Circus Remedy
- Founded: 2006
- Founders: Anthony Lucero; Terry Notary; Christine Harnos
- Type: non-profit organization
- Legal status: On hiatus (since 2020)
- Headquarters: United States

= Circus Remedy =

American nonprofit organization

Circus Remedy is a non-profit organization providing circus outreach. It was founded in 2006 by friends Anthony Lucero, Terry Notary, and Christine Harnos.

To date, Circus Remedy has made over fifty visits and has collaborated with Paul Newman's Hole in the Wall Gang Camp, Amma's (Mātā Amṛtānandamayī) hospitals and orphanages in Kerala, India, Afghan Mini Mobile Circus in Kabul, Afghanistan, countless orphanages in Tanzania and South Africa, the Jewish and Arab Galilee Youth Circus in Israel, as well as children's hospitals throughout North America.

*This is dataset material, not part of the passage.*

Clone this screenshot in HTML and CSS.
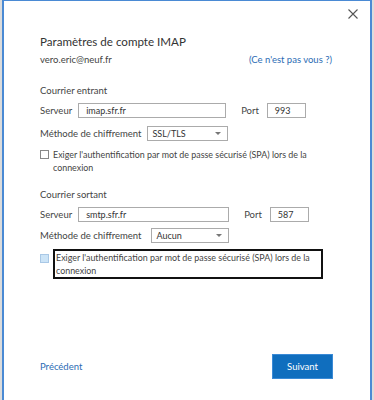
FILE: index.html
```html
<!DOCTYPE html>
<html lang="fr">
<head>
  <meta charset="UTF-8">
  <meta name="viewport" content="width=device-width, initial-scale=1.0">
  <title>Paramètres de compte IMAP</title>
  <link rel="stylesheet" href="styles.css">
</head>
<body>

  <div class="backdrop">
    <div class="dialog">

      <div class="dialog-top">
        <button class="close" aria-label="Fermer">
          <svg width="10" height="10" viewBox="0 0 10 10">
            <path d="M0.5 0.5 L9.5 9.5 M9.5 0.5 L0.5 9.5" stroke="#555" stroke-width="1.1" fill="none"/>
          </svg>
        </button>
      </div>

      <h1 class="title">Paramètres de compte IMAP</h1>
      <div class="account">
        <span>vero.eric@neuf.fr</span>
        <a class="link" href="#">(Ce n'est pas vous ?)</a>
      </div>

      <section class="group incoming">
        <div class="group-title">Courrier entrant</div>
        <div class="row">
          <span class="label">Serveur</span>
          <span class="field server">imap.sfr.fr</span>
          <span class="label port-label">Port</span>
          <span class="field port">993</span>
        </div>
        <div class="row">
          <span class="label">Méthode de chiffrement</span>
          <span class="select">SSL/TLS<span class="arrow"></span></span>
        </div>
        <div class="check">
          <span class="box"></span>
          <span class="check-text">Exiger l'authentification par mot de passe sécurisé (SPA) lors de la connexion</span>
        </div>
      </section>

      <section class="group outgoing">
        <div class="group-title">Courrier sortant</div>
        <div class="row">
          <span class="label">Serveur</span>
          <span class="field server">smtp.sfr.fr</span>
          <span class="label port-label">Port</span>
          <span class="field port">587</span>
        </div>
        <div class="row">
          <span class="label">Méthode de chiffrement</span>
          <span class="select">Aucun<span class="arrow"></span></span>
        </div>
        <div class="check">
          <span class="box hover"></span>
          <span class="check-text focused">Exiger l'authentification par mot de passe sécurisé (SPA) lors de la connexion</span>
        </div>
      </section>

      <div class="footer">
        <a class="link back" href="#">Précédent</a>
        <button class="next">Suivant</button>
      </div>

    </div>
  </div>

</body>
</html>
```

FILE: styles.css
```css
* {
  margin: 0;
  padding: 0;
  box-sizing: border-box;
}

body {
  font-family: Lato, 'Noto Sans', sans-serif;
  background: #dcdcdc;
  height: 400px;
  overflow: hidden;
}

.backdrop {
  padding: 0 2px;
  height: 100%;
}

.dialog {
  background: #fff;
  border: 2px solid #4a8ad4;
  border-top-width: 1px;
  border-bottom: none;
  height: 100%;
  padding: 0 0 0 36px;
  color: #444;
}

.dialog-top {
  display: flex;
  justify-content: flex-end;
  height: 32px;
  padding: 8px 12px 0 0;
}

.close {
  background: none;
  border: none;
  width: 10px;
  height: 10px;
  display: flex;
}

.title {
  font-size: 11.6px;
  font-weight: normal;
  color: #333;
  line-height: 18px;
}

.account {
  display: flex;
  justify-content: space-between;
  font-size: 9.5px;
  line-height: 14px;
  padding-right: 38px;
  margin-top: 2px;
}

.link {
  color: #2b6cb4;
  text-decoration: none;
}

.group {
  margin-top: 17px;
  font-size: 9.5px;
}

.outgoing {
  margin-top: 14px;
}

.group-title {
  line-height: 14px;
}

.row {
  display: flex;
  align-items: center;
  margin-top: 4px;
  height: 16px;
}

.row + .row {
  margin-top: 7px;
}

.outgoing .row + .row {
  margin-top: 5px;
}

.label {
  margin-right: 6px;
}

.field,
.select {
  height: 15px;
  border: 1px solid #ababab;
  font-size: 9px;
  color: #333;
  padding: 0 7px;
  line-height: 13px;
}

.incoming .server {
  width: 148px;
}

.outgoing .server {
  width: 151px;
}

.port-label {
  margin-left: 15px;
  margin-right: 8px;
}

.port {
  width: 39px;
}

.select {
  display: flex;
  justify-content: space-between;
  align-items: center;
  padding: 0 6px 0 4px;
}

.incoming .select {
  width: 81px;
}

.outgoing .select {
  width: 78px;
  margin-left: 4px;
}

.arrow {
  width: 0;
  height: 0;
  border-left: 3px solid transparent;
  border-right: 3px solid transparent;
  border-top: 3px solid #777;
}

.check {
  display: flex;
  align-items: flex-start;
  margin-top: 7px;
  line-height: 13px;
}

.outgoing .check {
  margin-top: 9px;
}

.box {
  flex: none;
  width: 9px;
  height: 9px;
  border: 1px solid #888;
  margin: 2px 4px 0 0;
}

.box.hover {
  background: #cce4f7;
  border-color: #a9c8e6;
}

.check-text {
  width: 270px;
  font-size: 8.9px;
}

.check-text.focused {
  border: 2px solid #111;
  width: 270px;
  padding: 0 0 0 1px;
  margin-top: -3px;
}

.footer {
  display: flex;
  justify-content: space-between;
  align-items: center;
  margin-top: 75px;
  padding-right: 37px;
}

.back {
  font-size: 9.5px;
}

.next {
  width: 61px;
  height: 25px;
  background: #106ebe;
  border: 1px solid #3a8ad6;
  color: #fff;
  font-family: inherit;
  font-size: 9.5px;
}
```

Circus Remedy produced two short films, Bipsy Twirlarina and the Make Believe Kid, and The Fable of Profitt the Fox, both for children's hospitals.

In 2009, Circus Remedy introduced The Little Hands Project to California schools, connecting healthy children to children with illness.

Circus Remedy went on hiatus in early 2020 in response to the COVID-19 pandemic.